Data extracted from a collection
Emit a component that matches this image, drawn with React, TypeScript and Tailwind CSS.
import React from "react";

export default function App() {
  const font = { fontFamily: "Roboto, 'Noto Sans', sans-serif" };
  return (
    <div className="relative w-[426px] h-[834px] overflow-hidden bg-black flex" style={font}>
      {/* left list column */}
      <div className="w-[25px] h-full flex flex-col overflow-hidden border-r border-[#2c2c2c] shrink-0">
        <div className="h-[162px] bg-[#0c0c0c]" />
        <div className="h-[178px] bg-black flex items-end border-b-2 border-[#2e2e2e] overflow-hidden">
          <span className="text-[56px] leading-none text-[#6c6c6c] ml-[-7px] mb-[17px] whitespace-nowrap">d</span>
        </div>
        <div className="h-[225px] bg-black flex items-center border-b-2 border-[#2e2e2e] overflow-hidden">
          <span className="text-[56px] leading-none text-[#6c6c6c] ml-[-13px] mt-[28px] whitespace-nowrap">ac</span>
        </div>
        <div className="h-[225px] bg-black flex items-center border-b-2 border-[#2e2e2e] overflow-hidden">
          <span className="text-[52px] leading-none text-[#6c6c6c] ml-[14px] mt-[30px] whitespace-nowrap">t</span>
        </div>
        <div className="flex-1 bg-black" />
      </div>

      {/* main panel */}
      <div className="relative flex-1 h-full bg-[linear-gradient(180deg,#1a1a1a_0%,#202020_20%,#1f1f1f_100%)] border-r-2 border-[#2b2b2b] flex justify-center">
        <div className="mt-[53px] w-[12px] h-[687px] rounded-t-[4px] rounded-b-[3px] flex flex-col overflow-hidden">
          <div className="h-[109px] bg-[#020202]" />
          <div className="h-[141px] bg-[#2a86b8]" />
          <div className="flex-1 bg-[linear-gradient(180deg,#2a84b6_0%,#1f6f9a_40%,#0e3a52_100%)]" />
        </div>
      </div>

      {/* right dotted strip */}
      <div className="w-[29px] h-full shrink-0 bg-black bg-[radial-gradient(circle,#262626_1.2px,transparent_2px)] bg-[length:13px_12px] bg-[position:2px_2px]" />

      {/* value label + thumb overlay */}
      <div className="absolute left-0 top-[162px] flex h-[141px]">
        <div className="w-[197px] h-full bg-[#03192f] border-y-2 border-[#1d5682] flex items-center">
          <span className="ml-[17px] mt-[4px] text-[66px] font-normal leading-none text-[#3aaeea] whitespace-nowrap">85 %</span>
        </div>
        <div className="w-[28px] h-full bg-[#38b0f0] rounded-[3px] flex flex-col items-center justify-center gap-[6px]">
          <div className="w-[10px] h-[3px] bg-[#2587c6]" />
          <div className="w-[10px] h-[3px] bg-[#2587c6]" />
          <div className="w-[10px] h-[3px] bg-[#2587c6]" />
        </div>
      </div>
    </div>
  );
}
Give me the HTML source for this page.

> _Task description_: Transcribe every entry exactly, omitting nothing.

> _Written answer_:
Emit a component that matches this image, drawn with React, TypeScript and Tailwind CSS.
import React from "react";

export default function App() {
  const font = { fontFamily: "Roboto, 'Noto Sans', sans-serif" };
  return (
    <div className="relative w-[426px] h-[834px] overflow-hidden bg-black flex" style={font}>
      {/* left list column */}
      <div className="w-[25px] h-full flex flex-col overflow-hidden border-r border-[#2c2c2c] shrink-0">
        <div className="h-[162px] bg-[#0c0c0c]" />
        <div className="h-[178px] bg-black flex items-end border-b-2 border-[#2e2e2e] overflow-hidden">
          <span className="text-[56px] leading-none text-[#6c6c6c] ml-[-7px] mb-[17px] whitespace-nowrap">d</span>
        </div>
        <div className="h-[225px] bg-black flex items-center border-b-2 border-[#2e2e2e] overflow-hidden">
          <span className="text-[56px] leading-none text-[#6c6c6c] ml-[-13px] mt-[28px] whitespace-nowrap">ac</span>
        </div>
        <div className="h-[225px] bg-black flex items-center border-b-2 border-[#2e2e2e] overflow-hidden">
          <span className="text-[52px] leading-none text-[#6c6c6c] ml-[14px] mt-[30px] whitespace-nowrap">t</span>
        </div>
        <div className="flex-1 bg-black" />
      </div>

      {/* main panel */}
      <div className="relative flex-1 h-full bg-[linear-gradient(180deg,#1a1a1a_0%,#202020_20%,#1f1f1f_100%)] border-r-2 border-[#2b2b2b] flex justify-center">
        <div className="mt-[53px] w-[12px] h-[687px] rounded-t-[4px] rounded-b-[3px] flex flex-col overflow-hidden">
          <div className="h-[109px] bg-[#020202]" />
          <div className="h-[141px] bg-[#2a86b8]" />
          <div className="flex-1 bg-[linear-gradient(180deg,#2a84b6_0%,#1f6f9a_40%,#0e3a52_100%)]" />
        </div>
      </div>

      {/* right dotted strip */}
      <div className="w-[29px] h-full shrink-0 bg-black bg-[radial-gradient(circle,#262626_1.2px,transparent_2px)] bg-[length:13px_12px] bg-[position:2px_2px]" />

      {/* value label + thumb overlay */}
      <div className="absolute left-0 top-[162px] flex h-[141px]">
        <div className="w-[197px] h-full bg-[#03192f] border-y-2 border-[#1d5682] flex items-center">
          <span className="ml-[17px] mt-[4px] text-[66px] font-normal leading-none text-[#3aaeea] whitespace-nowrap">85 %</span>
        </div>
        <div className="w-[28px] h-full bg-[#38b0f0] rounded-[3px] flex flex-col items-center justify-center gap-[6px]">
          <div className="w-[10px] h-[3px] bg-[#2587c6]" />
          <div className="w-[10px] h-[3px] bg-[#2587c6]" />
          <div className="w-[10px] h-[3px] bg-[#2587c6]" />
        </div>
      </div>
    </div>
  );
}
Give me the HTML source for this page.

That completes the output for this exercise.